We don’t sweat the macro environment. Not for us is trying to guess which way the gold price will move, what the S&P/ASX 200 is going to do this month or next, or what Helicopter Ben Bernanke’s taper will or won’t do to U.S. stocks.
Oops… shares up
Yesterday’s ASX action is a case in point.
The futures market was predicting an early fall in the ASX, down 18 points in early trading.
As you can see in the chart below, that prediction, like the one that stocks will fall 90% in the last two years, was 100% WRONG.
Source: The Age
Commenting in The Australian Financial Review, Alphinity Investment Management lead portfolio manager Johan Carlberg said…
“A falling Australian dollar and the benefits of company cost-cutting measures enacted over the past 12 to 18 months should act as tailwinds to help lift the Australian sharemarket over the coming year.”
Stocks to fall 90%? Doesn’t look like it just quite yet!
Speaking of The Australian Financial Review, the publication reported that September has traditionally been the worst month for U.S. stocks.
Will it come to pass?
My money is on shares continuing to be a wonderful long-term investment class, no matter what happens to U.S. markets in September this year.
HOT MINING STOCK ALERT
Now… I fully admit the good old “buy and hold” message lacks a little excitement.
— Sorry. Stocks are not about to plunge 90%, this year, next year or most likely EVER.
— Sorry. I don’t have some “hot mining stock tip that could soar 842%” in the next 132 days. Finding needles in a haystack is far easier.
— Sorry. I’m not going to predict the ASX will hit 6,154 on March 13th 2014 and that you should pile into stocks now, before it’s too late. It won’t.
On that last point, I did note with some level of amusement The Australian Financial Review quote Macquarie Securities Group strategist Tanya Branwhite as saying she thinks…
…the share market will hit 5,309 by December 31…”
Good luck with that prediction!
To emphasise the disparity between a sample of “the experts” canvassed in the Australian Financial Review article, year end targets for the S&P/ASX 200 varied between 4,600 and 5,250.
Revealed… how and when you can make big stock market money
There’s an old stock market saying that goes you can’t pick the top of the market, and you can’t pick the bottom of the market, but there’s plenty of room to profit in the middle.

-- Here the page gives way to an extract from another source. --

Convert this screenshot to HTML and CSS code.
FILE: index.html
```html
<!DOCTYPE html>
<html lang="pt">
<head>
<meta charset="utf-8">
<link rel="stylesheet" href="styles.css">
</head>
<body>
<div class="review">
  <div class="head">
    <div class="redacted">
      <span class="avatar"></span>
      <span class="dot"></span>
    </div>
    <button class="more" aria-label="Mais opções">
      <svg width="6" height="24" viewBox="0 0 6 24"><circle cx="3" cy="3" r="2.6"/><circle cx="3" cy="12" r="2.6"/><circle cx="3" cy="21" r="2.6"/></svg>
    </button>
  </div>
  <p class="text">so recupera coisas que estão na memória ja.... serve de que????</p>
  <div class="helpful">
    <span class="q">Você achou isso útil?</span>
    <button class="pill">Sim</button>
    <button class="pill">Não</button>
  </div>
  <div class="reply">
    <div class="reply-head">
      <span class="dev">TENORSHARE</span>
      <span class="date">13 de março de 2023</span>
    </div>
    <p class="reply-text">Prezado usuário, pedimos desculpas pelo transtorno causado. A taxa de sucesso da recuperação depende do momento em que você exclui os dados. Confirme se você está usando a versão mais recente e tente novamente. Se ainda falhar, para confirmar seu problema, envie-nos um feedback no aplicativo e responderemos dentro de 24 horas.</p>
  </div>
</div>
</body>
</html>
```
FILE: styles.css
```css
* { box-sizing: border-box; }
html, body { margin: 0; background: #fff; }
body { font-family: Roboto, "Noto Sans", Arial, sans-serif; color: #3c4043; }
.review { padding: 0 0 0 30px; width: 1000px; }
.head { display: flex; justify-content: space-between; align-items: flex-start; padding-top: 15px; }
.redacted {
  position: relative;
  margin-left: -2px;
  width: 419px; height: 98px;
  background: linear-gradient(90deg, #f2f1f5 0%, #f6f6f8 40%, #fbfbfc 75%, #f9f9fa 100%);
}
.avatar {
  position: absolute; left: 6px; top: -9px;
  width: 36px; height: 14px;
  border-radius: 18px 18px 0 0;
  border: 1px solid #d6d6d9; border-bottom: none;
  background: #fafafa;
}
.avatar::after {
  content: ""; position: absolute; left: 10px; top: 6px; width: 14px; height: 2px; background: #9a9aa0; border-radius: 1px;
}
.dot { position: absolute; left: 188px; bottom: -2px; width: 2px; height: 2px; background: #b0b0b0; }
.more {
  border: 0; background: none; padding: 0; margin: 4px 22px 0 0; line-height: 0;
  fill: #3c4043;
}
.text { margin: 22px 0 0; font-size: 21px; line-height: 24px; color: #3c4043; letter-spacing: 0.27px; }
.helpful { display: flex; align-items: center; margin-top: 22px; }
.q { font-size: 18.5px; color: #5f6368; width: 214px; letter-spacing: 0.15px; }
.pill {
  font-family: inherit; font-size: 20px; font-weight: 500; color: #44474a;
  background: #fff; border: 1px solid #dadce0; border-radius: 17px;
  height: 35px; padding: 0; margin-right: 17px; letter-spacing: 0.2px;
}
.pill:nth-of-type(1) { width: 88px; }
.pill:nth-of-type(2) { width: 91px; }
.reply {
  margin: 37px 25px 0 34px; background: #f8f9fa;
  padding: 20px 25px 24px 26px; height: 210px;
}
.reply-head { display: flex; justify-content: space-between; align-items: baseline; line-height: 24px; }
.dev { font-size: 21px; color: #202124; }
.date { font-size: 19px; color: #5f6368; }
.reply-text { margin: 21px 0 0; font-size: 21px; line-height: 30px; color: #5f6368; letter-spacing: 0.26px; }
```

That’s some middle — 650 points. It’s a middle I fully intend to take advantage of, as I’ve always done.
In recent weeks I’ve been putting more money to work in the stock market.
If nothing else, these ultra low interest rates give me few other alternatives, especially since you won’t find me charging into the property market, today’s latest hot investment class.

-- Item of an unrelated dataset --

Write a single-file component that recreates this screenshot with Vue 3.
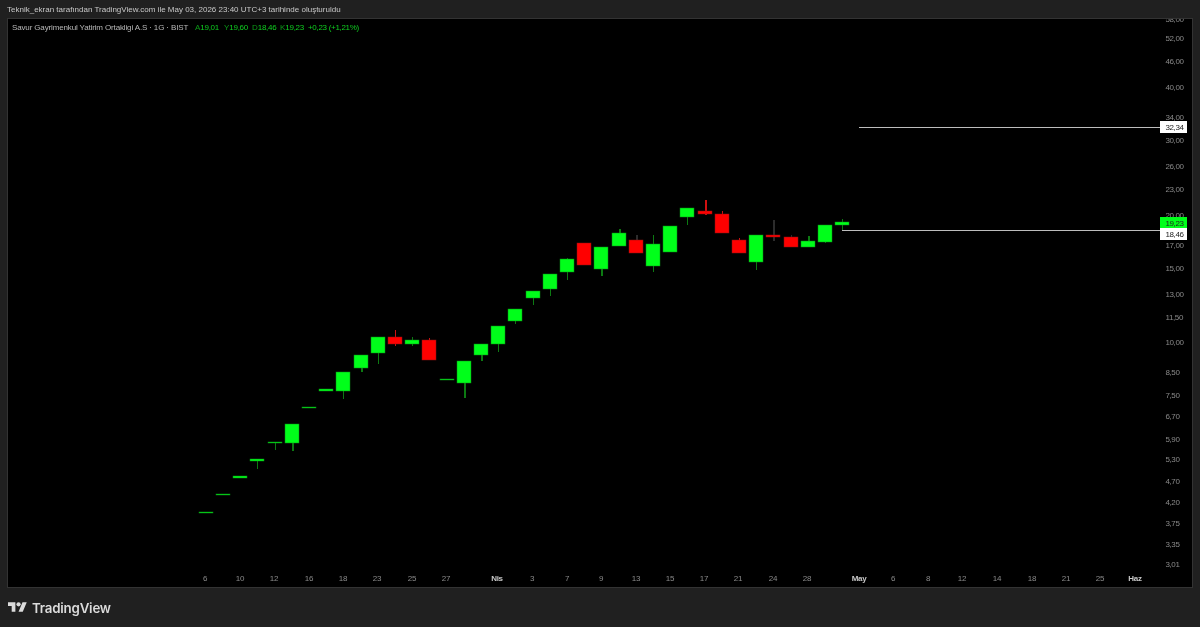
<script setup>
// [top of wick, top of body, bottom of body, bottom of wick, up?]
const raw = [
  [512, 512, 513, 513, 1], [494, 494, 495, 495, 1], [476, 476, 478, 478, 1],
  [459, 459, 461, 469, 1], [442, 442, 443, 450, 1], [424, 424, 443, 451, 1],
  [407, 407, 408, 408, 1], [389, 389, 391, 391, 1], [372, 372, 391, 399, 1],
  [355, 355, 368, 372, 1], [337, 337, 353, 364, 1], [330, 337, 344, 346, 0],
  [337, 340, 344, 346, 1], [338, 340, 360, 360, 0], [379, 379, 380, 380, 1],
  [361, 361, 383, 398, 1], [344, 344, 355, 361, 1], [326, 326, 344, 352, 1],
  [309, 309, 321, 324, 1], [291, 291, 298, 305, 1], [274, 274, 289, 296, 1],
  [258, 259, 272, 280, 1], [243, 243, 265, 265, 0], [247, 247, 269, 276, 1],
  [229, 233, 246, 246, 1], [235, 240, 253, 253, 0], [235, 244, 266, 272, 1],
  [226, 226, 252, 252, 1], [208, 208, 217, 225, 1], [200, 211, 214, 215, 0],
  [211, 214, 233, 233, 0], [238, 240, 253, 253, 0], [235, 235, 262, 270, 1],
  [220, 235, 237, 241, 0], [235, 237, 247, 247, 0], [236, 241, 247, 247, 1],
  [225, 225, 242, 243, 1], [219, 222, 225, 230, 1],
];

// some wicks come out thicker, and a few of the red ones nearly grey
const thick = [5, 9, 15, 16, 23, 24, 25, 29, 33, 35];
const dim = [25, 33, 34];

const candles = raw.map((c, i) => ({
  x: Math.round(205.7 + 17.2 * i),
  wickTop: c[0],
  top: c[1],
  bottom: c[2],
  wickBottom: c[3],
  up: c[4] === 1,
  wickWidth: thick.includes(i) ? 2 : 1,
  wickClass: dim.includes(i) ? "wick-dim" : c[4] === 1 ? "wick-up" : "wick-down",
}));

const ohlc = [
  { x: 195, label: "A", value: "19,01" },
  { x: 224, label: "Y", value: "19,60" },
  { x: 252, label: "D", value: "18,46" },
  { x: 280, label: "K", value: "19,23" },
];

const prices = [
  ["58,00", 19], ["52,00", 38], ["46,00", 61], ["40,00", 87], ["34,00", 117],
  ["30,00", 140], ["26,00", 166], ["23,00", 189], ["20,00", 215], ["17,00", 245],
  ["15,00", 268], ["13,00", 294], ["11,50", 317], ["10,00", 342], ["8,50", 372],
  ["7,50", 395], ["6,70", 416], ["5,90", 439], ["5,30", 459], ["4,70", 481],
  ["4,20", 502], ["3,75", 523], ["3,35", 544], ["3,01", 564],
];

const dates = [
  ["6", 205], ["10", 240], ["12", 274], ["16", 309], ["18", 343], ["23", 377],
  ["25", 412], ["27", 446], ["Nis", 497, true], ["3", 532], ["7", 567], ["9", 601],
  ["13", 636], ["15", 670], ["17", 704], ["21", 738], ["24", 773], ["28", 807],
  ["May", 859, true], ["6", 893], ["8", 928], ["12", 962], ["14", 997], ["18", 1032],
  ["21", 1066], ["25", 1100], ["Haz", 1135, true],
];
</script>

<template>
  <div class="page">
    <div class="caption">Teknik_ekran tarafından TradingView.com ile May 03, 2026 23:40 UTC+3 tarihinde oluşturuldu</div>

    <div class="panel">
      <svg class="chart" width="1184" height="568" viewBox="8 19 1184 568">
        <text class="legend" x="12" y="30">
          <tspan class="legend-name">Savur Gayrimenkul Yatirim Ortakligi A.S · 1G · BIST</tspan>
          <template v-for="o in ohlc" :key="o.label">
            <tspan class="legend-label" :x="o.x">{{ o.label }}</tspan><tspan class="legend-val">{{ o.value }}</tspan>
          </template>
          <tspan class="legend-val" x="308">+0,23 (+1,21%)</tspan>
        </text>

        <g v-for="(c, i) in candles" :key="i">
          <rect :x="c.x" :y="c.wickTop" :width="c.wickWidth" :height="c.wickBottom - c.wickTop" :class="c.wickClass" shape-rendering="crispEdges" />
          <rect :x="c.x - 7" :y="c.top" width="14" :height="Math.max(c.bottom - c.top, 1)" :class="c.up ? 'body-up' : 'body-down'" />
        </g>

        <rect x="859" y="127" width="301" height="1" class="level" />
        <rect x="842" y="230" width="318" height="1" class="level" />

        <text v-for="p in prices" :key="p[0]" class="price" x="1165.5" :y="p[1] + 3">{{ p[0] }}</text>

        <rect x="1160" y="121" width="27" height="12" class="tag-white" />
        <text class="tag-text" x="1165.5" y="130">32,34</text>
        <rect x="1160" y="217" width="27" height="11" class="tag-green" />
        <text class="tag-text" x="1165.5" y="225.5">19,23</text>
        <rect x="1160" y="228" width="27" height="12" class="tag-white" />
        <text class="tag-text" x="1165.5" y="237">18,46</text>

        <text
          v-for="d in dates"
          :key="d[0] + d[1]"
          :class="d[2] ? 'month' : 'date'"
          :x="d[1]"
          y="581"
        >{{ d[0] }}</text>
      </svg>
    </div>

    <div class="footer">
      <svg class="logo" width="19" height="15" viewBox="0 0 36 28" fill="#dbdbdb">
        <path d="M14 22H7V11H0V4h14v18zM28 22h-8l7.5-18h8L28 22z" />
        <circle cx="20" cy="8" r="4" />
      </svg>
      <span class="brand">TradingView</span>
    </div>
  </div>
</template>

<style>
html,
body {
  margin: 0;
  background: #202020;
}
</style>

<style scoped>
.page {
  width: 1200px;
  height: 627px;
  display: flex;
  flex-direction: column;
  background: #202020;
  font-family: "Liberation Sans", Arial, sans-serif;
  overflow: hidden;
}

.caption {
  height: 18px;
  padding-left: 7px;
  font-size: 8px;
  line-height: 19px;
  color: #c8c8c8;
  will-change: transform;
}

.panel {
  width: 1186px;
  height: 570px;
  margin-left: 7px;
  border: 1px solid #333333;
  box-sizing: border-box;
  background: #000000;
}

.chart {
  display: block;
  will-change: transform;
}

.legend {
  font-size: 8px;
}

.legend-name {
  fill: #b8b8b8;
  letter-spacing: -0.14px;
}

.legend-label {
  fill: #0c9a18;
}

.legend-val {
  fill: #0fd020;
  letter-spacing: -0.3px;
}

.wick-up {
  fill: #0c7a12;
}

.wick-down {
  fill: #d01010;
}

.wick-dim {
  fill: #2c2c2c;
}

.body-up {
  fill: #00ff1a;
  stroke: #0b8a14;
  stroke-width: 0.5;
}

.body-down {
  fill: #ff0000;
  stroke: #8a1010;
  stroke-width: 0.5;
}

.level {
  fill: #bdbdbd;
}

.price {
  font-size: 8px;
  fill: #8a8a8a;
  letter-spacing: -0.4px;
}

.tag-white {
  fill: #ffffff;
}

.tag-green {
  fill: #00ff1a;
}

.tag-text {
  font-size: 8px;
  fill: #222222;
  letter-spacing: -0.4px;
}

.date {
  font-size: 8px;
  fill: #8a8a8a;
  letter-spacing: -0.3px;
  text-anchor: middle;
}

.month {
  font-size: 8px;
  font-weight: 700;
  fill: #c8c8c8;
  letter-spacing: -0.3px;
  text-anchor: middle;
}

.footer {
  flex: 1;
  display: flex;
  align-items: center;
  gap: 5px;
  padding-left: 8px;
}

.logo {
  display: block;
}

.brand {
  font-family: Inter, "Liberation Sans", sans-serif;
  font-size: 13.3px;
  font-weight: 600;
  color: #dbdbdb;
  letter-spacing: -0.2px;
  will-change: transform;
}
</style>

Remind me… haven’t we been here before?
I’d rather be forced to watch an hour straight of political advertising than to tie up my hard-earned cash in an overpriced, illiquid, expensive lump of bricks and mortar, complete with random tenants who may or may not pay their rent on time, trash the house or have late night parties.

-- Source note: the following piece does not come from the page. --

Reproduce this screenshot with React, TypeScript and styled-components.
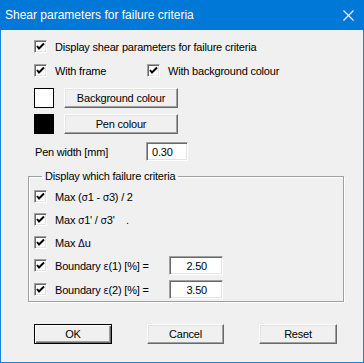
import React from "react";
import styled, { createGlobalStyle } from "styled-components";

const GlobalStyle = createGlobalStyle`
  html, body { margin: 0; padding: 0; background: #ffffff; }
  * { box-sizing: border-box; }
`;

const Window = styled.div`
  width: 364px;
  height: 363px;
  background: #f0f0f0;
  border: 1px solid #1883d7;
  border-top: none;
  display: flex;
  flex-direction: column;
  font-family: "Liberation Sans", Arial, sans-serif;
  font-size: 11px;
  letter-spacing: -0.2px;
  color: #000;
`;

const TitleBar = styled.div`
  height: 30px;
  margin: 0 -1px;
  background: #0078d7;
  color: #fff;
  display: flex;
  align-items: center;
  justify-content: space-between;
  padding: 0 10px 0 5px;
  font-family: "Liberation Sans", Arial, sans-serif;
  font-size: 12px;
  letter-spacing: 0;
`;

const Body = styled.div`
  display: flex;
  flex-direction: column;
  padding: 7px 0 0 33px;
`;

const Row = styled.div<{ $mt?: number; $h?: number }>`
  display: flex;
  align-items: center;
  height: ${(p) => p.$h ?? 19}px;
  margin-top: ${(p) => p.$mt ?? 0}px;
`;

const CheckLabel = styled.label<{ $w?: number }>`
  display: flex;
  align-items: center;
  gap: 8px;
  width: ${(p) => (p.$w ? `${p.$w}px` : "auto")};
`;

const Box = styled.span`
  width: 13px;
  height: 13px;
  background: #fff;
  border: 1px solid;
  border-color: #a0a0a0 #ffffff #ffffff #a0a0a0;
  box-shadow: inset 1px 1px 0 #696969, inset -1px -1px 0 #e3e3e3;
  display: flex;
  align-items: center;
  justify-content: center;
  flex: none;
`;

const Swatch = styled.div<{ $c: string }>`
  width: 20px;
  height: 20px;
  background: ${(p) => p.$c};
  border: 1px solid #000;
  margin-right: 10px;
`;

const Button = styled.button<{ $w: number; $default?: boolean }>`
  width: ${(p) => p.$w}px;
  height: 20px;
  padding: 0;
  background: #f0f0f0;
  font-family: "Liberation Sans", Arial, sans-serif;
  font-size: 11px;
  letter-spacing: -0.2px;
  color: #000;
  border: 1px solid;
  border-color: ${(p) => (p.$default ? "#000" : "#ffffff #696969 #696969 #ffffff")};
  box-shadow: ${(p) =>
    p.$default
      ? "inset 1px 1px 0 #ffffff, inset -1px -1px 0 #696969, inset -2px -2px 0 #a0a0a0"
      : "inset -1px -1px 0 #a0a0a0, inset 1px 1px 0 #e3e3e3"};
`;

const Field = styled.div<{ $w: number }>`
  width: ${(p) => p.$w}px;
  height: 19px;
  background: #fff;
  border: 1px solid;
  border-color: #a0a0a0 #ffffff #ffffff #a0a0a0;
  box-shadow: inset 1px 1px 0 #696969, inset -1px -1px 0 #e3e3e3;
  display: flex;
  align-items: center;
  padding-left: 5px;
`;

const Group = styled.fieldset`
  margin: 9px 19px 0 -6px;
  padding: 5px 0 0 5px;
  height: 132px;
  border: 1px solid #a0a0a0;
  box-shadow: inset 1px 1px 0 #fff, 1px 1px 0 #fff;
  display: flex;
  flex-direction: column;
`;

const Legend = styled.legend`
  padding: 0 3px;
  margin-left: 8px;
  font-size: 11px;
`;

const Footer = styled.div`
  display: flex;
  gap: 35px;
  margin-top: 22px;
`;

const Greek = styled.span`
  color: #0a0a40;
  font-family: "DejaVu Sans", sans-serif;
  font-size: 10px;
`;

const Check = () => (
  <Box>
    <svg width="9" height="9" viewBox="0 0 9 9">
      <path d="M1 4 L3 6.5 L8 1.5" stroke="#000" strokeWidth="2" fill="none" />
    </svg>
  </Box>
);

const CloseIcon = () => (
  <svg width="11" height="11" viewBox="0 0 11 11">
    <path d="M0.5 0.5 L10.5 10.5 M10.5 0.5 L0.5 10.5" stroke="#fff" strokeWidth="1.1" />
  </svg>
);

export default function App() {
  return (
    <>
      <GlobalStyle />
      <Window>
        <TitleBar>
          <span>Shear parameters for failure criteria</span>
          <CloseIcon />
        </TitleBar>
        <Body>
          <Row>
            <CheckLabel>
              <Check />
              Display shear parameters for failure criteria
            </CheckLabel>
          </Row>
          <Row $mt={5}>
            <CheckLabel $w={113}>
              <Check />
              With frame
            </CheckLabel>
            <CheckLabel>
              <Check />
              With background colour
            </CheckLabel>
          </Row>
          <Row $mt={8} $h={20}>
            <Swatch $c="#ffffff" />
            <Button $w={114}>Background colour</Button>
          </Row>
          <Row $mt={6} $h={20}>
            <Swatch $c="#000000" />
            <Button $w={114}>Pen colour</Button>
          </Row>
          <Row $mt={8}>
            <span style={{ width: 112, paddingLeft: 1 }}>Pen width [mm]</span>
            <Field $w={42}>0.30</Field>
          </Row>
          <Group>
            <Legend>Display which failure criteria</Legend>
            <Row>
              <CheckLabel>
                <Check />
                <span>
                  Max (<Greek>σ</Greek>1 - <Greek>σ</Greek>3) / 2
                </span>
              </CheckLabel>
            </Row>
            <Row $mt={4}>
              <CheckLabel>
                <Check />
                <span>
                  Max <Greek>σ</Greek>1' / <Greek>σ</Greek>3'&nbsp;&nbsp;&nbsp;&nbsp;.
                </span>
              </CheckLabel>
            </Row>
            <Row $mt={4}>
              <CheckLabel>
                <Check />
                <span>
                  Max <Greek>Δ</Greek>u
                </span>
              </CheckLabel>
            </Row>
            <Row $mt={4}>
              <CheckLabel $w={135}>
                <Check />
                <span>
                  Boundary <Greek>ε</Greek>(1) [%] =
                </span>
              </CheckLabel>
              <Field $w={54}>&nbsp;&nbsp;&nbsp;&nbsp;2.50</Field>
            </Row>
            <Row $mt={5}>
              <CheckLabel $w={135}>
                <Check />
                <span>
                  Boundary <Greek>ε</Greek>(2) [%] =
                </span>
              </CheckLabel>
              <Field $w={54}>&nbsp;&nbsp;&nbsp;&nbsp;3.50</Field>
            </Row>
          </Group>
          <Footer>
            <Button $w={78} $default>
              OK
            </Button>
            <Button $w={77}>Cancel</Button>
            <Button $w={78}>Reset</Button>
          </Footer>
        </Body>
      </Window>
    </>
  );
}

Who wants to be an amateur DIY landlord? It’s about as fun as a Rudd/Abbott debate.
Stocks please, preferably of the fully franked variety
So stocks it is for me. Fully franked dividends all the better.
What did I say about putting more money to work in the market?
As it turns out, I have today elected to buy more shares in one of the Motley Fool Share Advisor recommended stocks I already own.
Sure, it’s as part of a capital raising, but it’s still a vote of confidence…
a) In the stock market;
b) In the stock itself and its 4.2% fully franked dividend. My confidence level is raised knowing Motley Fool Share Advisor Investment Advisor Scott Phillips recently personally met with the company’s CEO and CFO, with Scott reiterating his BUY recommendation on the stock, and;
c) That “after the election” could well see a serious injection of confidence into the Australian economy, and by extension, the Australian stock market. I hear the election is thankfully only a few short days away.
(I say “thankfully” not because I’m looking forward to Tony Abbott becoming prime minister, but so that we can all just get on with our lives and not be subjected to the Rudd/Abbott sound-bites, lies, exaggerations, slogans, debates, and political advertisements.)
As I said last week, just need ditch the doom-mongers, delete the dire warnings… stocks have been the big winners in the past, and history says they’ll do the same in the months and years ahead.